I clicked on this thread specifically because I consider myself a good and experienced DM with 30 years experience in running, but combat tactics is the last place that I have barely explored. I'm so focused on story that the fights take a distant second place, and I honestly rob my party of opportunities to make story moments within combat. Reading this inspires me to think about how these strategies might provide those opportunities. (Currently, the battle map is serving that purpose - trying to make it interesting with areas of cover, raised ground, difficult terrain, traps, improvised weapons, etc.).


Gotta give the OP a -2 here.
If I wanted to engage in tactics, I'd go play 4th Edition!
I thought Dungeons and Dragons was about navigating, immersing in; and discovering the fiction.
For some yes, for others, no. Bit those far into fiction often don't have to worry about tactics, because they have "plot armor".


For some yes, for others, no. Bit those far into fiction often don't have to worry about tactics, because they have "plot armor".

I guess I've just always been under the mistaken impression that "roleplaying" a fighter who spent years in the army would involve "roleplaying" their knowledge of good combat tactics... :rolleyes:

I'd posit that, if your party has been together for ten levels and still hasn't learned to coordinate with each other in combat, you're not roleplaying them correctly.

You're missing what is IMO the most important one for roleplaying.

Look at the current situation and use local factors such as the environment and working out how to use the weaknesses of the enemies.

If you're not doing that you're not "navigating and immersing in the fiction".

The times we can reinforce each other, we slice through a dragon. When we go all solo, we get mauled by kobolds. Sometimes the best thing to do isn't the most flashy thing to do.

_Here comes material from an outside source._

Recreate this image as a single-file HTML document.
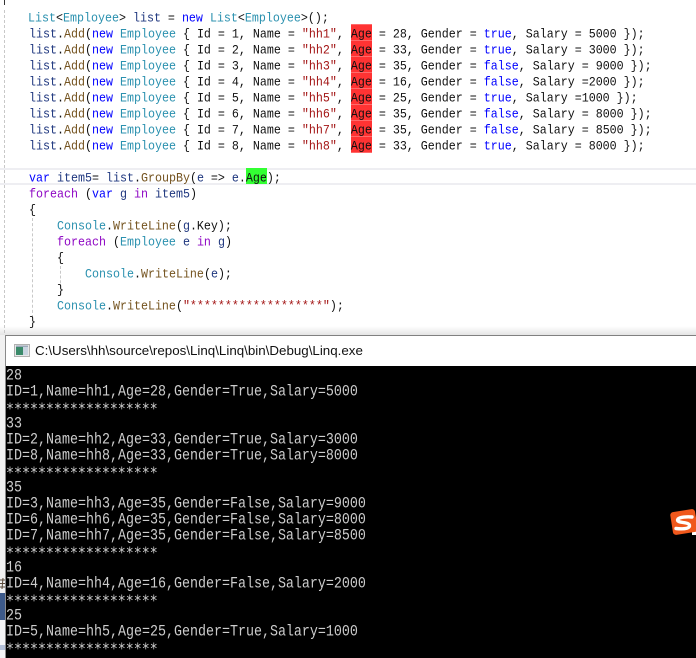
<!DOCTYPE html>
<html>
<head>
<meta charset="utf-8">
<style>
html,body{margin:0;padding:0;background:#fff;}
#p{position:relative;width:696px;height:658px;overflow:hidden;background:#fff;}
.c{position:absolute;left:0;white-space:pre;font-family:"Liberation Mono",monospace;font-size:11.67px;line-height:16px;height:16px;color:#111;transform:scaleY(1.12);transform-origin:0 50%;}
.t{color:#2b91af}.k{color:#0000ff}.m{color:#74531f}.v{color:#1f377f}.s{color:#a31515}.f{color:#8f08c4}
.r{background:#ff3333;position:absolute;left:351px;width:21px;height:15px;}
.o{position:absolute;left:6px;white-space:pre;font-family:"Liberation Mono",monospace;font-size:13.33px;line-height:16px;height:16px;color:#cccccc;transform:scaleY(1.15);transform-origin:0 50%;}
.o.st{font-family:"DejaVu Sans Mono",monospace;font-size:13.28px;transform:translateY(3px) scaleY(1.15);}
.g{position:absolute;width:0;border-left:1px dashed #c8c8c8;}
</style>
</head>
<body>
<div id="p">
<div style="position:absolute;left:0;top:326px;width:696px;height:9px;background:linear-gradient(#ffffff,#e4e4e4);"></div>
<div style="position:absolute;left:4px;top:0;width:2px;height:5px;border-left:1px solid #333;"></div>
<div class="g" style="left:4px;top:10px;height:323px;"></div>
<div style="position:absolute;left:0;top:168px;width:696px;height:2px;background:#eeeef2;"></div>
<div style="position:absolute;left:0;top:183px;width:696px;height:2px;background:#eeeef2;"></div>
<div style="position:absolute;left:351px;top:24px;width:21px;height:129px;background:#ff6a6a;"></div>
<div class="r" style="top:25px;"></div>
<div class="r" style="top:41px;"></div>
<div class="r" style="top:57px;"></div>
<div class="r" style="top:73px;"></div>
<div class="r" style="top:89px;"></div>
<div class="r" style="top:105px;"></div>
<div class="r" style="top:121px;"></div>
<div class="r" style="top:137px;"></div>
<div style="position:absolute;left:246px;top:168px;width:21px;height:16px;background:#33ff33;"></div>
<div class="g" style="left:32px;top:218px;height:100px;"></div>
<div class="g" style="left:60px;top:266px;height:22px;"></div>

<div class="c" style="left:28px;top:10px"><span class="t">List</span>&lt;<span class="t">Employee</span>&gt; <span class="v">list</span> = <span class="k">new</span> <span class="t">List</span>&lt;<span class="t">Employee</span>&gt;();</div>
<div class="c" style="left:29px;top:26px"><span class="v">list</span>.<span class="m">Add</span>(<span class="k">new</span> <span class="t">Employee</span> { Id = 1, Name = <span class="s">"hh1"</span>, Age = 28, Gender = <span class="k">true</span>, Salary = 5000 });</div>
<div class="c" style="left:29px;top:42px"><span class="v">list</span>.<span class="m">Add</span>(<span class="k">new</span> <span class="t">Employee</span> { Id = 2, Name = <span class="s">"hh2"</span>, Age = 33, Gender = <span class="k">true</span>, Salary = 3000 });</div>
<div class="c" style="left:29px;top:58px"><span class="v">list</span>.<span class="m">Add</span>(<span class="k">new</span> <span class="t">Employee</span> { Id = 3, Name = <span class="s">"hh3"</span>, Age = 35, Gender = <span class="k">false</span>, Salary = 9000 });</div>
<div class="c" style="left:29px;top:74px"><span class="v">list</span>.<span class="m">Add</span>(<span class="k">new</span> <span class="t">Employee</span> { Id = 4, Name = <span class="s">"hh4"</span>, Age = 16, Gender = <span class="k">false</span>, Salary =2000 });</div>
<div class="c" style="left:29px;top:90px"><span class="v">list</span>.<span class="m">Add</span>(<span class="k">new</span> <span class="t">Employee</span> { Id = 5, Name = <span class="s">"hh5"</span>, Age = 25, Gender = <span class="k">true</span>, Salary =1000 });</div>
<div class="c" style="left:29px;top:106px"><span class="v">list</span>.<span class="m">Add</span>(<span class="k">new</span> <span class="t">Employee</span> { Id = 6, Name = <span class="s">"hh6"</span>, Age = 35, Gender = <span class="k">false</span>, Salary = 8000 });</div>
<div class="c" style="left:29px;top:122px"><span class="v">list</span>.<span class="m">Add</span>(<span class="k">new</span> <span class="t">Employee</span> { Id = 7, Name = <span class="s">"hh7"</span>, Age = 35, Gender = <span class="k">false</span>, Salary = 8500 });</div>
<div class="c" style="left:29px;top:138px"><span class="v">list</span>.<span class="m">Add</span>(<span class="k">new</span> <span class="t">Employee</span> { Id = 8, Name = <span class="s">"hh8"</span>, Age = 33, Gender = <span class="k">true</span>, Salary = 8000 });</div>
<div class="c" style="left:29px;top:170px"><span class="k">var</span> <span class="v">item5</span>= <span class="v">list</span>.<span class="m">GroupBy</span>(<span class="v">e</span> =&gt; <span class="v">e</span>.Age);</div>
<div class="c" style="left:29px;top:186px"><span class="f">foreach</span> (<span class="k">var</span> <span class="v">g</span> <span class="f">in</span> <span class="v">item5</span>)</div>
<div class="c" style="left:29px;top:202px">{</div>
<div class="c" style="left:57px;top:218px"><span class="t">Console</span>.<span class="m">WriteLine</span>(<span class="v">g</span>.Key);</div>
<div class="c" style="left:57px;top:234px"><span class="f">foreach</span> (<span class="t">Employee</span> <span class="v">e</span> <span class="f">in</span> <span class="v">g</span>)</div>
<div class="c" style="left:57px;top:250px">{</div>
<div class="c" style="left:85px;top:266px"><span class="t">Console</span>.<span class="m">WriteLine</span>(<span class="v">e</span>);</div>
<div class="c" style="left:57px;top:282px">}</div>
<div class="c" style="left:57px;top:298px"><span class="t">Console</span>.<span class="m">WriteLine</span>(<span class="s">"*******************"</span>);</div>
<div class="c" style="left:29px;top:314px">}</div>

<div style="position:absolute;left:0;top:335px;width:5px;height:323px;background:#f1f1f1;"></div>
<svg style="position:absolute;left:0;top:578px" width="5" height="11" viewBox="0 0 5 11"><path d="M0 2 L5 2 M0 5.5 L5 5.5 M0 9 L5 9 M3 0 L2 11" stroke="#5a4a3a" stroke-width="1" fill="none"/></svg>
<div style="position:absolute;left:0;top:593px;width:5px;height:27px;background:#3d5a8a;"></div>
<div style="position:absolute;left:0;top:620px;width:5px;height:25px;background:#f4f4f6;"></div>
<div style="position:absolute;left:0;top:645px;width:5px;height:5px;background:#b4c0d8;"></div>
<div style="position:absolute;left:0;top:650px;width:5px;height:8px;background:#f4f4f6;"></div>
<div style="position:absolute;left:5px;top:335px;width:691px;height:1px;background:#808080;"></div>
<div style="position:absolute;left:5px;top:336px;width:691px;height:30px;background:#fff;"></div>
<div style="position:absolute;left:5px;top:335px;width:1px;height:323px;background:#8a8a8a;"></div>
<svg style="position:absolute;left:14px;top:344px" width="16" height="14" viewBox="0 0 16 14"><rect x="0.5" y="0.5" width="15" height="12" fill="#e8e8e8" stroke="#b0b0b0"/><rect x="2" y="3" width="7" height="8" fill="#3a8a6a"/><rect x="9" y="3" width="5" height="8" fill="#c8d4e0"/><rect x="2" y="1.5" width="12" height="1.5" fill="#9aa8b8"/></svg>
<div style="position:absolute;left:35px;top:342px;font-family:'Liberation Sans',sans-serif;font-size:13.35px;line-height:17px;color:#111;white-space:pre;">C:\Users\hh\source\repos\Linq\Linq\bin\Debug\Linq.exe</div>
<div style="position:absolute;left:6px;top:366px;width:690px;height:292px;background:#000;"></div>

<div class="o" style="top:369px">28</div>
<div class="o" style="top:385px">ID=1,Name=hh1,Age=28,Gender=True,Salary=5000</div>
<div class="o st" style="top:399px">*******************</div>
<div class="o" style="top:417px">33</div>
<div class="o" style="top:433px">ID=2,Name=hh2,Age=33,Gender=True,Salary=3000</div>
<div class="o" style="top:449px">ID=8,Name=hh8,Age=33,Gender=True,Salary=8000</div>
<div class="o st" style="top:463px">*******************</div>
<div class="o" style="top:481px">35</div>
<div class="o" style="top:497px">ID=3,Name=hh3,Age=35,Gender=False,Salary=9000</div>
<div class="o" style="top:513px">ID=6,Name=hh6,Age=35,Gender=False,Salary=8000</div>
<div class="o" style="top:529px">ID=7,Name=hh7,Age=35,Gender=False,Salary=8500</div>
<div class="o st" style="top:543px">*******************</div>
<div class="o" style="top:561px">16</div>
<div class="o" style="top:577px">ID=4,Name=hh4,Age=16,Gender=False,Salary=2000</div>
<div class="o st" style="top:591px">*******************</div>
<div class="o" style="top:609px">25</div>
<div class="o" style="top:625px">ID=5,Name=hh5,Age=25,Gender=True,Salary=1000</div>
<div class="o st" style="top:639px">*******************</div>

<div style="position:absolute;left:692px;top:530px;width:4px;height:5px;background:#fff;"></div>
<svg style="position:absolute;left:668px;top:507px" width="28" height="30" viewBox="0 0 28 30"><rect x="3.5" y="3.5" width="25" height="23" rx="3" fill="#f0581c" transform="rotate(-9 16 15)"/><path d="M24 10 C19 9.5 12 10 10 12 C8.5 14 11 15 15 15.5 C19 16 23 17 21 20 C19.5 22 13 22 8 21.5" fill="none" stroke="#fff" stroke-width="3.4" stroke-linecap="round"/></svg>
</div>
</body>
</html>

We have adopted the "abilities in depth" approach. The tome Warlock (12th) picked up a level of bard, with intent to go Valor as a boost to both spells & melee. Our Champion (12th) got a level of wizard for movement, defense & utility spells. We have a Monk12 /rogue1 who also took Magic Initiate. The cleric 13 and paladin 13 haven't multiclassed, but they are both a mix of combat, healing, perception and social so pretty well rounded. I play the "spackle" lore bard (see, I fill in the gaps...) with high social/perception/survival and a lot of spell feats.

Net result is that we can almost always do "assist another". And its not just direct assistance. We have two pools of bardic inspirations, two people with Guidance, two people with Enhance Ability, etc.

Aside from spreading items around, consider shifting them around for any given fight. A pearl of power might be better for the warlock in one scenario, the bard another, the cleric the next. I now routinely give my bardic instrument to the bard-lock as it gives him a lot of utility spells. The broom of flying gets passed around a lot, as does the Eversmoking Bottle.